The museum denies the allegations, contending Fritz Grünbaum’s sister-in-law inherited Egon Schiele’s ‘Russian War Prisoner’ after Grünbaum was killed at Dachau and sold the drawing along with other of Schiele’s works to an art dealer.

The Art Institute of Chicago has been accused of exhibiting "willful blindness" to evidence suggesting it was purchasing artwork stolen during the Holocaust when it acquired a drawing that authorities say was looted by the Nazis.

The damning allegations were made in court documents filed in New York last week that argue the Art Institute benefited from a decadeslong "conspiracy of silence" over the drawing "Russian War Prisoner" by Egon Schiele.

The 160-page filing by the Manhattan district attorney's office lays out its case contending the work of art was stolen by the Nazis from cabaret star Fritz Grunbaum and later laundered through art dealers before arriving in New York.
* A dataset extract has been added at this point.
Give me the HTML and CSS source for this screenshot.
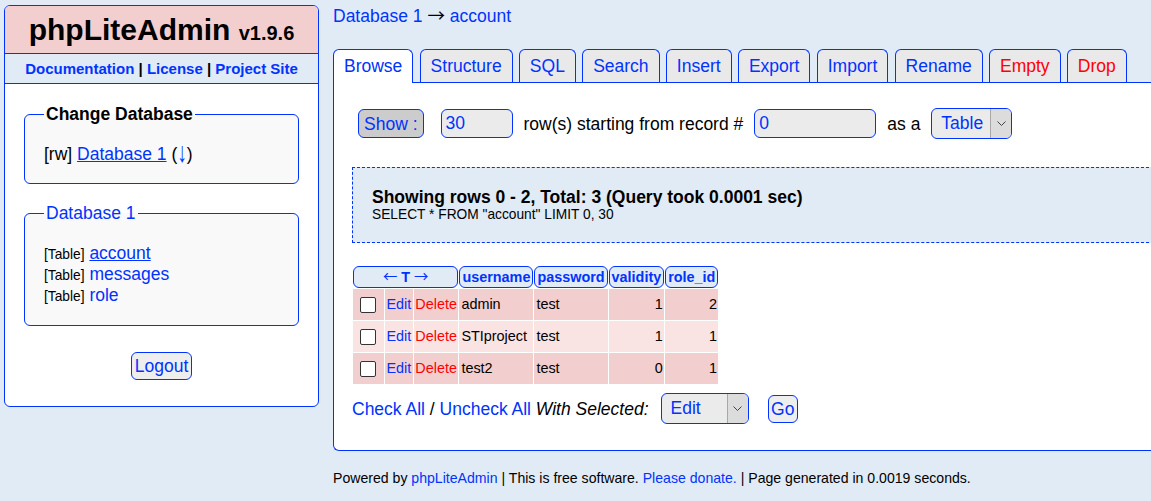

It accuses the Art Institute of failing to engage in "reasonable inquiry" as to the origins of the piece when it purchased it in 1966 and again decades later when questions arose about its provenance.

The Art Institute denies the allegations, contending museum officials are “confident” they legally own the piece.

Grunbaum's heirs have for years sought the return of "Russian War Prisoner" and other pieces of his art collection, which the performer and songwriter was forced to turn over to Nazi authorities in 1938 when he was sent to the Dachau concentration camp. Grünbaum died there in 1941.

Manhattan District Attorney Alvin Bragg’s office seized 10 of Schiele's drawings that were once in Grünbaum's possession and identified as stolen property by the office's Antiquities Trafficking Unit.

Nine of those works — including pieces that were at the Museum of Modern Art in New York and the Santa Barbara Museum of Art in California — have been returned to Grünbaum's heirs, leaving the Art Institute as the lone holdout. An 11th piece was surrendered to heirs directly by an individual, according to court documents.

Prosecutors say they have jurisdiction in all of the cases because the artworks were bought and sold by Manhattan art dealers at some point.

The Art Institute said in a statement that it had done "extensive research" on the provenance of the work, and officials were “confident” in their lawful ownership of the piece and would continue to defend the museum's position in court.